[Records contained in a dataset]

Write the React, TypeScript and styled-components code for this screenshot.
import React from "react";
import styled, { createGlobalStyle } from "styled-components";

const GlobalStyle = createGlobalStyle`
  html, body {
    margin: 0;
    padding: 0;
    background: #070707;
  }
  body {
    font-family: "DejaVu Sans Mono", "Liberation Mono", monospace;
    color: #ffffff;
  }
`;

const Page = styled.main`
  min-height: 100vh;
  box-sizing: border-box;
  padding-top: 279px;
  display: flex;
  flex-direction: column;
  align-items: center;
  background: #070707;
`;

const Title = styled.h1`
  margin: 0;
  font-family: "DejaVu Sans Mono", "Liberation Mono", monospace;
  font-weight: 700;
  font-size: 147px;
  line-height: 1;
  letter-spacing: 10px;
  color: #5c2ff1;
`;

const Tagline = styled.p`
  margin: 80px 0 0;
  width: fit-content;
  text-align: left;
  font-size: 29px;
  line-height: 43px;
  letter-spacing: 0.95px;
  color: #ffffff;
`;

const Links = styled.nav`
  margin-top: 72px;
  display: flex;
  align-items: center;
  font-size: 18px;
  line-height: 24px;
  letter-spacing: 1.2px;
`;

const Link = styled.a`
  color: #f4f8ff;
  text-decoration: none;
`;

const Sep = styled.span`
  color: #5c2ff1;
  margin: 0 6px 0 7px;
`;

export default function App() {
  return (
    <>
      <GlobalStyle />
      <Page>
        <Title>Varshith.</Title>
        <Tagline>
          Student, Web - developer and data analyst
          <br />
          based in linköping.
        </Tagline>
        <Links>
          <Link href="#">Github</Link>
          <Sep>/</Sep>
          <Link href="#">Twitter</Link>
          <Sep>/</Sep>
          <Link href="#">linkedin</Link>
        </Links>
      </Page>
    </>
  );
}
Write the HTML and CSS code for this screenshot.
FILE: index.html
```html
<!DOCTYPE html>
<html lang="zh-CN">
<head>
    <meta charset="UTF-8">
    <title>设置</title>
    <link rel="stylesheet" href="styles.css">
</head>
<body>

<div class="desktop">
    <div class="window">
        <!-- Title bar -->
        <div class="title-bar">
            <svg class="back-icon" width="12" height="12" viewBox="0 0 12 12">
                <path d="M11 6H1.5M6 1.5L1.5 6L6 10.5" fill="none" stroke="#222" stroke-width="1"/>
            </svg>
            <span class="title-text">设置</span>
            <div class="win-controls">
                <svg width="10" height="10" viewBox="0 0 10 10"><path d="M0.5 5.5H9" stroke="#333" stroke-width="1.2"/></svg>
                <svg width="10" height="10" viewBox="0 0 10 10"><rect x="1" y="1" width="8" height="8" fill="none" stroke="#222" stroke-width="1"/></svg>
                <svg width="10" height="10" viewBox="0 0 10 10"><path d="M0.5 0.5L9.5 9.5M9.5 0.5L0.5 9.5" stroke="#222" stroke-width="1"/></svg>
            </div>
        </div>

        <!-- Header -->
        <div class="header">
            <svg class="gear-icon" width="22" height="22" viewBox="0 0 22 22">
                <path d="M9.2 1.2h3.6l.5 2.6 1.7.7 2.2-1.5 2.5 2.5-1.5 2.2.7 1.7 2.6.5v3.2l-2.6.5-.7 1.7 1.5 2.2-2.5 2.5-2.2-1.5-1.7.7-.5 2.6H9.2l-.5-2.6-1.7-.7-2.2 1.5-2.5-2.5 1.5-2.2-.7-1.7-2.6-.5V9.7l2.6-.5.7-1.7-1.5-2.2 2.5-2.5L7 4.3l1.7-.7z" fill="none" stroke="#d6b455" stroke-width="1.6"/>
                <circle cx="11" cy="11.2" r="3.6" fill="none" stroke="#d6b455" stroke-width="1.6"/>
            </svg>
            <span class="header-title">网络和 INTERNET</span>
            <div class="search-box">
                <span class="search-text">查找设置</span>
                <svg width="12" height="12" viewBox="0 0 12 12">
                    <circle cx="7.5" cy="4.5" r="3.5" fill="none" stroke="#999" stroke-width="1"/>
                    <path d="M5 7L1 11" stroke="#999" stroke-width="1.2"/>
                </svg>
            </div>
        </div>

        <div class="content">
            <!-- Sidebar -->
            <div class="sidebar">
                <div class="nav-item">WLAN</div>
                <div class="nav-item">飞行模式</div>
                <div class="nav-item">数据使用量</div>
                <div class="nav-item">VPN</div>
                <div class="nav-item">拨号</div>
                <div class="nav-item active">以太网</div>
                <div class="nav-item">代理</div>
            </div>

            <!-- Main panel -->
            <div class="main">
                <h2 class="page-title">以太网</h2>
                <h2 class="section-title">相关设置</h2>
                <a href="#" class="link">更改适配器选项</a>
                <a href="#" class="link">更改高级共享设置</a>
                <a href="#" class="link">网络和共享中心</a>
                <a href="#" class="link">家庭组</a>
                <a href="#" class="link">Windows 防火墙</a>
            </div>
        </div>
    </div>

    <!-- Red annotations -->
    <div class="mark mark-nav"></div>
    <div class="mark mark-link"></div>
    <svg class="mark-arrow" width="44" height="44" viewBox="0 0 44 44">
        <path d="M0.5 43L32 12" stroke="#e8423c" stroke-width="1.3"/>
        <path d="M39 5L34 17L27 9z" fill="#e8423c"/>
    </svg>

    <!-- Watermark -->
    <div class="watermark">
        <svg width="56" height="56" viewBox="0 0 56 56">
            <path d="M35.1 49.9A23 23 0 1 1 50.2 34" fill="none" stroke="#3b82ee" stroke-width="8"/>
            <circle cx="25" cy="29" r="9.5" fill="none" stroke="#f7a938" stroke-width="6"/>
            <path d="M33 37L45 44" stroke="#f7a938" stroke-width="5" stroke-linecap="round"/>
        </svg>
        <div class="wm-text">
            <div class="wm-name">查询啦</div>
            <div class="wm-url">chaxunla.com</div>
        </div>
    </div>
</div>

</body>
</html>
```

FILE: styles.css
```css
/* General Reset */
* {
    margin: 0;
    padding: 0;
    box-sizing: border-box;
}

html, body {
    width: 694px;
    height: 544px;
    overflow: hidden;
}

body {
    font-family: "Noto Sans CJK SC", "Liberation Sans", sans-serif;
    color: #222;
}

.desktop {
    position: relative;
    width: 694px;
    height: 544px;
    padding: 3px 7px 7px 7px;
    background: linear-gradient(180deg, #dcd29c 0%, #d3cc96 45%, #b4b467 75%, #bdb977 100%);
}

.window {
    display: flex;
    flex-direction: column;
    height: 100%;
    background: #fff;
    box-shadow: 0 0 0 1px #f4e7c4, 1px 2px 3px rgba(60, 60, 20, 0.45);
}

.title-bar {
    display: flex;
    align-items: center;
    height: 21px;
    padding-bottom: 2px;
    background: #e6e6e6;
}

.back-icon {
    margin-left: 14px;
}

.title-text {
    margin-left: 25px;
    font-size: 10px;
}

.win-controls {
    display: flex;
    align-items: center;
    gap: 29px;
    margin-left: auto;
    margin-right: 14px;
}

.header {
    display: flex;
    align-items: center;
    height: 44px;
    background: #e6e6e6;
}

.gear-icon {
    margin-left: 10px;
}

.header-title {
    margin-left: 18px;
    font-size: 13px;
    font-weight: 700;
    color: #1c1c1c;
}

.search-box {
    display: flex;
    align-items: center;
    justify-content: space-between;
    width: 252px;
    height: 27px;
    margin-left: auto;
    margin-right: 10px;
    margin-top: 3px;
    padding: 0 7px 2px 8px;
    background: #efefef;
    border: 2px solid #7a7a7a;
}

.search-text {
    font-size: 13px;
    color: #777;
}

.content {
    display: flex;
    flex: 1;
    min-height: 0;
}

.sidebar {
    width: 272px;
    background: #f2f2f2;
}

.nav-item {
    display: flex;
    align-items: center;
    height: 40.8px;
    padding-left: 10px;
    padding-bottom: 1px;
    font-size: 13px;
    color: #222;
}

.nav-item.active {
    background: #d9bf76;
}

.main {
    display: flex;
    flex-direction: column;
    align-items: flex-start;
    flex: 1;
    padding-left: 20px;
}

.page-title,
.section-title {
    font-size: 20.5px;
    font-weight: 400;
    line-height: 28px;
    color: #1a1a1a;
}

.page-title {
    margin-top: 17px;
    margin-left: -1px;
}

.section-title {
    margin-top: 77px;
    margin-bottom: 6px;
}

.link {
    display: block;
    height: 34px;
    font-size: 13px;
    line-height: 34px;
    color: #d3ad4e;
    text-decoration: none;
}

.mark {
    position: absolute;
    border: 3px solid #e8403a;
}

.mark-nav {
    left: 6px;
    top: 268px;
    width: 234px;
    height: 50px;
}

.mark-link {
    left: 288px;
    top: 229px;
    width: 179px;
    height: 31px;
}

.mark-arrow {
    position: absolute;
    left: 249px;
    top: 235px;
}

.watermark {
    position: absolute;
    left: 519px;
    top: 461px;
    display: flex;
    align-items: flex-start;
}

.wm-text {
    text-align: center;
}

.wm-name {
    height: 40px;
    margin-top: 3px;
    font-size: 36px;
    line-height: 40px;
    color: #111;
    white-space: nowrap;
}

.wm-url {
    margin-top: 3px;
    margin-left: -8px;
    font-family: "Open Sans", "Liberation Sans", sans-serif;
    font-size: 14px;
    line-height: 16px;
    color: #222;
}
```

▸ WRITTEN INSTRUCTION
Gather from the data above every line with the string "components".

▸ SOLVED PROBLEM
Write the React, TypeScript and styled-components code for this screenshot.
import styled, { createGlobalStyle } from "styled-components";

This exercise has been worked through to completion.